-- begin MATERIAL SUPPLIED --
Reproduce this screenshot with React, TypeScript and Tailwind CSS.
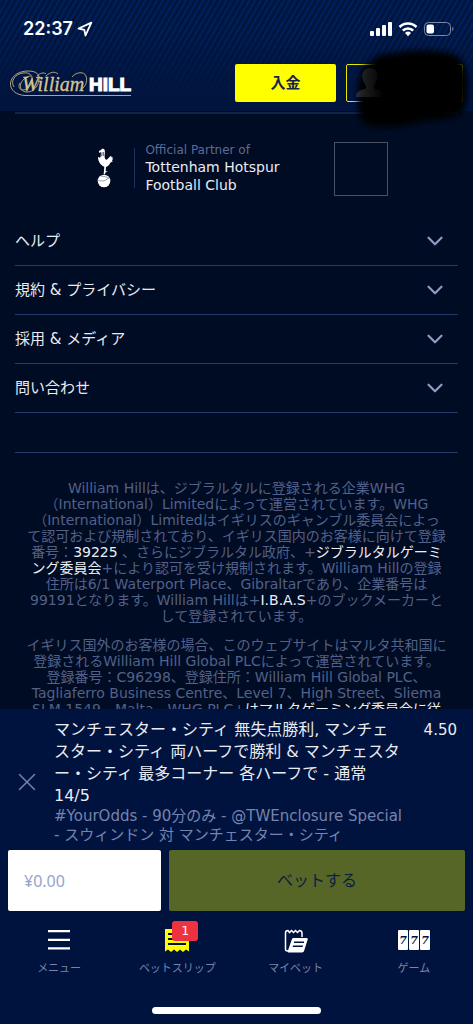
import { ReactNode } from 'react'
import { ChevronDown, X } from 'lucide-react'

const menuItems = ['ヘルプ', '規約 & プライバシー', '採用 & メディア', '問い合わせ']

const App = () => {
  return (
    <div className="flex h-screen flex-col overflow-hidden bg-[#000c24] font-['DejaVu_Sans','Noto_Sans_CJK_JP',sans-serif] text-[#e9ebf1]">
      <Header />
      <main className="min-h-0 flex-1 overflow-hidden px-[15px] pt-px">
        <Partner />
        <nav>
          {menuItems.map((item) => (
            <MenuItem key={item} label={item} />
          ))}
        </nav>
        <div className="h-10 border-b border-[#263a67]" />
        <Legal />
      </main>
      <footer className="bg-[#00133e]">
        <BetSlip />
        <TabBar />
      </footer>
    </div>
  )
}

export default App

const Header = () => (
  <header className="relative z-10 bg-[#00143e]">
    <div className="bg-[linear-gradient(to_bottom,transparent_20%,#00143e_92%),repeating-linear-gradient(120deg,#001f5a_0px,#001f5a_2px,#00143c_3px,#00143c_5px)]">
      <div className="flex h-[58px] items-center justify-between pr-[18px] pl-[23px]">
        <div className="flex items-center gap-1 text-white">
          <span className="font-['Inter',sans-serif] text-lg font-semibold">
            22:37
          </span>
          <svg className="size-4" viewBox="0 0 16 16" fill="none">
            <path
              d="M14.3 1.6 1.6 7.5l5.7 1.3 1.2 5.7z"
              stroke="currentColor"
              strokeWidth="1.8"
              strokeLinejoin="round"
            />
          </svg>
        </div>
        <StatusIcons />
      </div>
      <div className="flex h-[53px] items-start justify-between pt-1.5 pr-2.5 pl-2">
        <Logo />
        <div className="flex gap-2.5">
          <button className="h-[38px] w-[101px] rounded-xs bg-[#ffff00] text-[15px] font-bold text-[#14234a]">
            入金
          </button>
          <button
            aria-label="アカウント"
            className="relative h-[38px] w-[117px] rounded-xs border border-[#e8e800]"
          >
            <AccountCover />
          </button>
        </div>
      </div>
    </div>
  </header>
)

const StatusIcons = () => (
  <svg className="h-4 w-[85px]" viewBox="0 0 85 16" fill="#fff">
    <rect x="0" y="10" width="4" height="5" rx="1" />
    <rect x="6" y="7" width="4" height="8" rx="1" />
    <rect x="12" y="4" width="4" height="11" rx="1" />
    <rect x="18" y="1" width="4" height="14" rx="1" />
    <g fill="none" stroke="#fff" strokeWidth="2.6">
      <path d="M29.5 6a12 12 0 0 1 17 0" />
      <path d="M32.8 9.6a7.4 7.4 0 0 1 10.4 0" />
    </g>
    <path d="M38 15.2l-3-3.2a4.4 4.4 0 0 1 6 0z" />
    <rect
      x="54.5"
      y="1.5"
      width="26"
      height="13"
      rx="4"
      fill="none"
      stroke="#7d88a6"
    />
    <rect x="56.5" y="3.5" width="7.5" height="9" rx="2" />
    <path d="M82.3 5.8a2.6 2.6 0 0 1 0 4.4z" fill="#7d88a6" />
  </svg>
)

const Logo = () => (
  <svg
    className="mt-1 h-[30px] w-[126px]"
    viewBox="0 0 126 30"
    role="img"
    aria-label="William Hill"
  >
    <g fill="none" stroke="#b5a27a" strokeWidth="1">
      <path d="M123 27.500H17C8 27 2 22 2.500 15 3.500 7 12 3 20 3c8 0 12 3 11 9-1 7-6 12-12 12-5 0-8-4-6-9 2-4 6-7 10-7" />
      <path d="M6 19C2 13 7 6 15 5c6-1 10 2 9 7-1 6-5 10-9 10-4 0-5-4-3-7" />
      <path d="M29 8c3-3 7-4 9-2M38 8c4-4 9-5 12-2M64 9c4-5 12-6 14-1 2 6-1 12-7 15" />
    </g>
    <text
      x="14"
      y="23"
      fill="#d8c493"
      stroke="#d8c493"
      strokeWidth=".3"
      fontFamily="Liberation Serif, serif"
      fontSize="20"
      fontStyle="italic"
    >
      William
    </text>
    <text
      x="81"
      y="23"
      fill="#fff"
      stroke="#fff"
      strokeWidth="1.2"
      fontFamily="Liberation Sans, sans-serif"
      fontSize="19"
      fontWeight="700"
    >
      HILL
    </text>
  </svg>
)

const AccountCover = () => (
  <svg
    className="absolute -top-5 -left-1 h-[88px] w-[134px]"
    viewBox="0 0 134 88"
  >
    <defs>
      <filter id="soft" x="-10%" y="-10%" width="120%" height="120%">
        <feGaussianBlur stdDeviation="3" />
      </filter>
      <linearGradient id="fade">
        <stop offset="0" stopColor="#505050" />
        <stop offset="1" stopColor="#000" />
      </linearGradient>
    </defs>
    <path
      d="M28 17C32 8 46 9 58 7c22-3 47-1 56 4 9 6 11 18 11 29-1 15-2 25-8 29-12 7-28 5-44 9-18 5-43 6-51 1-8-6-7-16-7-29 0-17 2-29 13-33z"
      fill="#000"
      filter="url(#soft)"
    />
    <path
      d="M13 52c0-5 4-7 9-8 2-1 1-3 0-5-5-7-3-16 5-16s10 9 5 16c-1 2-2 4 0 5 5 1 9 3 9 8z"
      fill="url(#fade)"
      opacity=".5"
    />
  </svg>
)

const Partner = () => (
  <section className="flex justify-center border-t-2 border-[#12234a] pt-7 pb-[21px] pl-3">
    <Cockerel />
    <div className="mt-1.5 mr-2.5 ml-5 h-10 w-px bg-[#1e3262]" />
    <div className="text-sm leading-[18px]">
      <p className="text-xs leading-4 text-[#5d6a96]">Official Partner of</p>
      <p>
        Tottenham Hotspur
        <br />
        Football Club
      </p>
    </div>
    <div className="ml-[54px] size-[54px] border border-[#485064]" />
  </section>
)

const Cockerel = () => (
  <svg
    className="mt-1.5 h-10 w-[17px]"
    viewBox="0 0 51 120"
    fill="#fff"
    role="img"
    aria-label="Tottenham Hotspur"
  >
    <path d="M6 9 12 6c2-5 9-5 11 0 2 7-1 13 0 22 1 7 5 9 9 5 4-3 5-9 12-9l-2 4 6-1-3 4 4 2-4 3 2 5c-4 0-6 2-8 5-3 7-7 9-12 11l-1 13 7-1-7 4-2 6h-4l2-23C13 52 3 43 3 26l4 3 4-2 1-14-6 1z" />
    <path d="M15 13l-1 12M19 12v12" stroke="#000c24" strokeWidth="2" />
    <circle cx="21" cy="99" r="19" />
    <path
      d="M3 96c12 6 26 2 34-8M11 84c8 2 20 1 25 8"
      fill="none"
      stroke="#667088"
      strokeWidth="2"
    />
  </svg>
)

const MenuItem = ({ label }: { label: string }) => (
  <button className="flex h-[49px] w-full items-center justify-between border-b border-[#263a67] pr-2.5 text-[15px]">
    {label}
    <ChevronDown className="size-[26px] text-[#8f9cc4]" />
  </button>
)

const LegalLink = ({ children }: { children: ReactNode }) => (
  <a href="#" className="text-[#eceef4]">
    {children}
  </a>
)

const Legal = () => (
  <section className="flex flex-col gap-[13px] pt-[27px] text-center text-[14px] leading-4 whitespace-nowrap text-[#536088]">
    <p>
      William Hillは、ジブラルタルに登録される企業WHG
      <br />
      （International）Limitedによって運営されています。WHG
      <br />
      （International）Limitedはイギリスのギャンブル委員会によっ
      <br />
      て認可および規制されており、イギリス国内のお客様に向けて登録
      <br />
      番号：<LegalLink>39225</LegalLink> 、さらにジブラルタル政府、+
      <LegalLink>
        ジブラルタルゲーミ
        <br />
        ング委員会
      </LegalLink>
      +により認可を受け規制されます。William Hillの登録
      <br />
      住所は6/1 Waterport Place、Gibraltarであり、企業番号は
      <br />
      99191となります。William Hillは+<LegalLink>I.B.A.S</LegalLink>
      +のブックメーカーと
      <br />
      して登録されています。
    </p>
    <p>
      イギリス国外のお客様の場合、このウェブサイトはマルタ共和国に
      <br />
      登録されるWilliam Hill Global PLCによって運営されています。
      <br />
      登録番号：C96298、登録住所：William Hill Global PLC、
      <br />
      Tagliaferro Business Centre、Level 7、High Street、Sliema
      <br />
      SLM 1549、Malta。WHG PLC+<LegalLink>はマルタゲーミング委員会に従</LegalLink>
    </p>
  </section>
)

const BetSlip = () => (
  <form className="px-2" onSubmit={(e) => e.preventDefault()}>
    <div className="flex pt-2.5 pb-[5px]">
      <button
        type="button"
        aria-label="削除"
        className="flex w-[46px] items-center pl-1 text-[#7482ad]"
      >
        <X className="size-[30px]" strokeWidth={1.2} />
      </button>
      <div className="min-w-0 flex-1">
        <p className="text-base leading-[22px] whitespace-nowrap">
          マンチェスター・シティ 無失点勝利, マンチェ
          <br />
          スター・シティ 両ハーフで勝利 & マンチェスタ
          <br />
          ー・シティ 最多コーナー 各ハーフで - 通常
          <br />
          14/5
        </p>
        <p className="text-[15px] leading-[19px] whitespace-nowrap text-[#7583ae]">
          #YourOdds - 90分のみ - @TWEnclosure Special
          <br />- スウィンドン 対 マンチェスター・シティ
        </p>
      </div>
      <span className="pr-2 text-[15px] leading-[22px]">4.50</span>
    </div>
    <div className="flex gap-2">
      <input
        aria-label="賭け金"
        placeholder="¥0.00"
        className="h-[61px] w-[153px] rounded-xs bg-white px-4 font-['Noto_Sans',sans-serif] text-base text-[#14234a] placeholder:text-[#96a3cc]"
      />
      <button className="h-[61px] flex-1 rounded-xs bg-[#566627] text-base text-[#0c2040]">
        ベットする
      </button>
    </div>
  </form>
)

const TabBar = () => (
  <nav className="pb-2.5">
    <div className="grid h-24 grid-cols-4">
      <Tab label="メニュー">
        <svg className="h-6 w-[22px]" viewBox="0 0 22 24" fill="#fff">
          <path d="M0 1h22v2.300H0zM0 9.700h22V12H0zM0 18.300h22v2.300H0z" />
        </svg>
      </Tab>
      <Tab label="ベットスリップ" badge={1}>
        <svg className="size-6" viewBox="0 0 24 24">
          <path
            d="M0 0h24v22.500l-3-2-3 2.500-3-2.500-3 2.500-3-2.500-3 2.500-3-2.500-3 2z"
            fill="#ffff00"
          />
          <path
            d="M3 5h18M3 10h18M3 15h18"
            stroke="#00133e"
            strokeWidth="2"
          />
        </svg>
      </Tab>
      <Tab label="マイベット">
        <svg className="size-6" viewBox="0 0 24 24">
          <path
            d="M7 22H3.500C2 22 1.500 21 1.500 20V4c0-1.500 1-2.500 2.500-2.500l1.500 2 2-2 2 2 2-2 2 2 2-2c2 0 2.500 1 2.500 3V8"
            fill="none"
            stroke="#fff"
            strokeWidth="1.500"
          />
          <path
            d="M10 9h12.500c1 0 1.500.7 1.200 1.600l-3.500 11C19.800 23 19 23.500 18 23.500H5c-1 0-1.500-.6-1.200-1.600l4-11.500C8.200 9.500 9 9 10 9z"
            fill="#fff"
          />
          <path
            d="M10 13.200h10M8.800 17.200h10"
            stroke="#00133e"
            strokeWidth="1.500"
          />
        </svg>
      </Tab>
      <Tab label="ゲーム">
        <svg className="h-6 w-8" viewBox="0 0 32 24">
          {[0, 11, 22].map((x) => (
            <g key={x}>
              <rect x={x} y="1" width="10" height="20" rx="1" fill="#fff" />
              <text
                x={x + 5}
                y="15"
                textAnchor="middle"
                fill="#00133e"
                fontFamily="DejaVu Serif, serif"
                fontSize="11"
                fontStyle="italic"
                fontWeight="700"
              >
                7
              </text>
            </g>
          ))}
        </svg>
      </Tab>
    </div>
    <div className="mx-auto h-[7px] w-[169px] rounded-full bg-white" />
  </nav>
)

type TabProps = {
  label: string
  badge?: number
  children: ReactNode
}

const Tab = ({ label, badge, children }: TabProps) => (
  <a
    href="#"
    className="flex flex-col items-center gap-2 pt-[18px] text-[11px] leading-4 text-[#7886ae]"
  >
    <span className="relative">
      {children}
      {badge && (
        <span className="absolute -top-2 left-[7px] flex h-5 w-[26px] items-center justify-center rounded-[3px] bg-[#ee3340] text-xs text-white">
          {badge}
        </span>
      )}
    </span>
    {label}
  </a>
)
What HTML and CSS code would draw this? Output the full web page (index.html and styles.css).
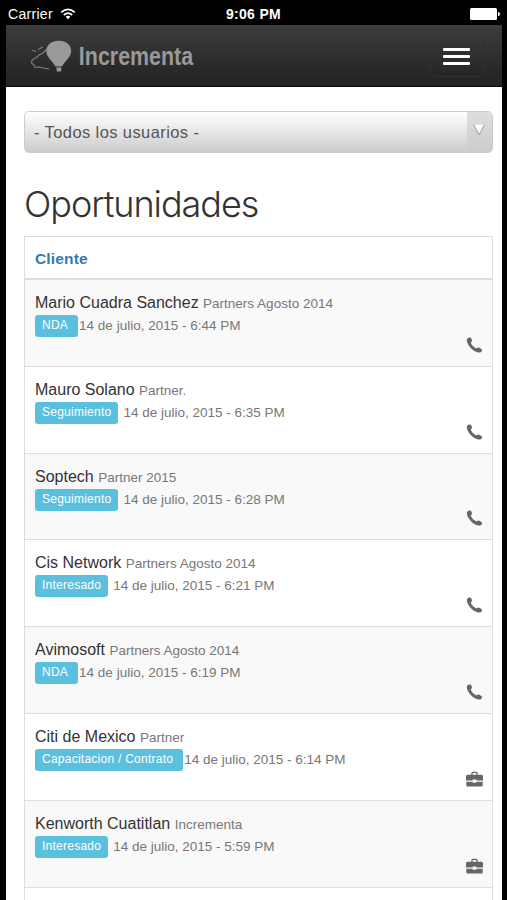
-- end MATERIAL SUPPLIED --
■ PROBLEM TO WORK ON ■
Look at the listing and set down only the lines from its start through the line with "const menuItems = ['ヘルプ', '規約", word for word and without pictures.

■ RESULT OF THE EXERCISE ■
Reproduce this screenshot with React, TypeScript and Tailwind CSS.
import { ReactNode } from 'react'
import { ChevronDown, X } from 'lucide-react'

const menuItems = ['ヘルプ', '規約 & プライバシー', '採用 & メディア', '問い合わせ']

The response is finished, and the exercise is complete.